Imaginaos un páramo nevado eterno. Un frío tan penetrante que os paraliza. Las pocas fuerzas que os quedan las usáis para intentar salir de ese infierno en el que cada vez sentís menos, pero no hay forma de dejar atrás el frío, el silencio. Cuanto más tiempo pasa, más difícil es avanzar... Y empieza a dar igual, porque estáis dejando de sentir.
Las enfermedades mentales suelen funcionar así, sobre todo la depresión. Desde luego, uno no sale solo de ese desierto blanco donde no parece existir pasado ni, sobre todo, futuro. La prisa de Sika por encontrar a su familia y enseñarle el camino de vuelta a la vida, al tiempo presente, está plenamente justificada.
No es fácil el camino del cuidador, del familiar de un enfermo mental. Acompañar a un ser querido a través de ese vacío nevado implica que él también ha de meterse, al menos un poco, en la nieve. Entender, empatizar. Y eso es horrible. Desgasta, destroza, lleva a veces a pensar que no puedes hacer nada por quien quieres, que todo es inútil.
Ahí es donde entra Kami en esta historia: al acompañar a Sika, cuida al cuidador. Un cuidador solo tiene una cantidad de papeletas abrumadora para acabar quemado, agotado. Si Kami no mira atrás durante la travesía, con sus colas extendidas como un abanico, es para no ver ni dejarse embaucar por esa posibilidad de que salga todo mal; de que, en realidad, toda la energía que están poniendo en salir de allí no sirva. No es la perspectiva que saca a nadie del pozo.
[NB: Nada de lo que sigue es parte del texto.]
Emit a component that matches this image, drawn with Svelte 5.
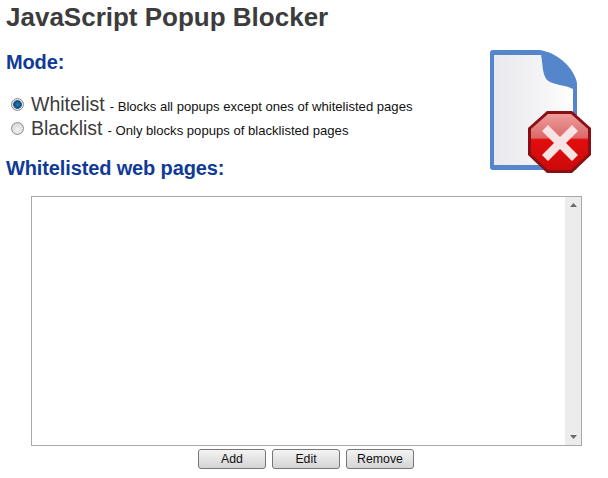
<script>
  let mode = $state("whitelist");
</script>

<div class="page">
  <h1>JavaScript Popup Blocker</h1>

  <svg class="logo" width="106" height="128" viewBox="0 0 106 128">
    <defs>
      <linearGradient id="sheet" x1="0" x2="1" y1="0" y2="0">
        <stop offset="0" stop-color="#e9e9ee" />
        <stop offset="0.6" stop-color="#f4f4f6" />
        <stop offset="1" stop-color="#ffffff" />
      </linearGradient>
      <linearGradient id="stop-red" x1="0" x2="0" y1="0" y2="1">
        <stop offset="0" stop-color="#ee9c9c" />
        <stop offset="0.42" stop-color="#dc6a6a" />
        <stop offset="0.46" stop-color="#e20d0d" />
        <stop offset="1" stop-color="#cc0a0a" />
      </linearGradient>
    </defs>
    <path d="M3 0H50C68 3 84 18 87 33V117Q87 120 84 120H3Q0 120 0 117V3Q0 0 3 0Z" fill="#5585cb" />
    <path d="M4 5H51C53 14 52 24 57 30C63 35 76 35 83 39V115H4Z" fill="url(#sheet)" />
    <path d="M57 61H82L101 78V105L82 123H57L38 105V78Z" fill="#8a0f14" />
    <path d="M58 64H81L98 79V104L81 120H58L41 104V79Z" fill="url(#stop-red)" />
    <path d="M58 75L70 87L82 75L88 81L76 93L88 105L82 111L70 99L58 111L52 105L64 93L52 81Z" fill="#f8e4e4" />
  </svg>

  <h2>Mode:</h2>

  <div class="modes">
    <label class="mode">
      <input type="radio" name="mode" value="whitelist" bind:group={mode} />
      <span class="name">Whitelist</span>
      <span class="hint">- Blocks all popups except ones of whitelisted pages</span>
    </label>
    <label class="mode">
      <input type="radio" name="mode" value="blacklist" bind:group={mode} />
      <span class="name">Blacklist</span>
      <span class="hint">- Only blocks popups of blacklisted pages</span>
    </label>
  </div>

  <h2 class="pages">Whitelisted web pages:</h2>

  <div class="list">
    <div class="scrollbar">
      <svg width="7" height="4" viewBox="0 0 7 4"><path d="M3.5 0L7 4H0Z" fill="#6a6a6a" /></svg>
      <svg width="7" height="4" viewBox="0 0 7 4"><path d="M0 0H7L3.5 4Z" fill="#6a6a6a" /></svg>
    </div>
  </div>

  <div class="buttons">
    <button>Add</button>
    <button>Edit</button>
    <button>Remove</button>
  </div>
</div>

<style>
  :global(body) {
    background: white;
    font-family: "Liberation Sans", Arial, sans-serif;
  }

  .page {
    position: relative;
    width: 608px;
    height: 478px;
    padding: 2px 6px 0;
    box-sizing: border-box;
    overflow: hidden;
  }

  h1 {
    margin: 0;
    font-size: 26px;
    line-height: 30px;
    font-weight: bold;
    color: #3c3c3c;
  }

  h2 {
    margin: 16px 0 0;
    font-size: 20px;
    line-height: 28px;
    font-weight: bold;
    color: #0f3a96;
    letter-spacing: -0.13px;
  }

  .logo {
    position: absolute;
    left: 490px;
    top: 50px;
  }

  .modes {
    margin-top: 16px;
    padding-left: 4px;
  }

  .mode {
    display: flex;
    align-items: baseline;
    height: 24px;
    line-height: 24px;
  }

  input {
    appearance: none;
    width: 13px;
    height: 13px;
    margin: 0 7px 0 1px;
    align-self: center;
    border: 1px solid #8e8e8e;
    border-radius: 50%;
    box-sizing: border-box;
    background: radial-gradient(circle at 50% 60%, #f2f2f2, #cfcfcf);
  }

  input:checked {
    background: radial-gradient(circle, #1c86bd 0, #0a4f8c 42%, #3f5f7a 52%, #e6e6e6 60%, #d8d8d8 100%);
  }

  .name {
    font-size: 19.5px;
    color: #3c3c3c;
  }

  .hint {
    margin-left: 5px;
    font-size: 13.1px;
    color: #111;
  }

  .pages {
    margin-top: 14px;
  }

  .list {
    display: flex;
    justify-content: flex-end;
    width: 551px;
    height: 250px;
    margin: 14px 0 0 25px;
    border: 1px solid #a9a9a9;
    box-sizing: border-box;
  }

  .scrollbar {
    display: flex;
    flex-direction: column;
    justify-content: space-between;
    align-items: center;
    width: 16px;
    padding: 6px 0;
    box-sizing: border-box;
    background: #ececec;
  }

  .scrollbar svg {
    display: block;
  }

  .buttons {
    display: flex;
    justify-content: center;
    gap: 6px;
    width: 600px;
    margin-top: 3px;
  }

  button {
    width: 68px;
    height: 20px;
    padding: 0;
    border: 1px solid #777;
    border-radius: 3px;
    background: linear-gradient(#f4f4f4, #d4d4d4);
    font-family: "Liberation Sans", Arial, sans-serif;
    font-size: 12.3px;
    color: #111;
  }
</style>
Al final de la historia, aunque Kami haya desarrollado una sexta cola, parte de su pelaje se ha vuelto gris. No se sale indemne de una experiencia vital semejante. En el mejor de los casos, consigues ser más sabio; normalmente es un conocimiento muy poco agradable.
Romantizar algo así es pernicioso y horrible. Horrible. No puedo hacer el suficiente énfasis en lo venenoso que es decir "Pasar por x me hizo más fuerte". Nunca, jamás, agradezcáis las cosas malas que os pasan porque NUNCA son mejores que la alternativa. Obviamente hay gente que necesita pegarse un tortazo contra el suelo para adquirir perspectiva, pero lo deseable en ese caso es que adquiera la perspectiva sin caerse. El problema de la gente que no sabe ponerse en el lugar del otro es la falta de empatía, no de vara. Adquirir ese ponerse en el lugar del otro a base de vara no soluciona nada.
El volver del invierno a Nara, con sus otros ciervos y su atmósfera vivaz, es volver al presente, a la vida, a la compañía de sus semejantes, al cuidado posterior a la enfermedad. El cuidador también vuelve a los quehaceres que ha dejado de lado por cuidar de un ser querido. Comienza su año nuevo, puede seguir con su vida. La pausa, el invierno silente, termina por fin.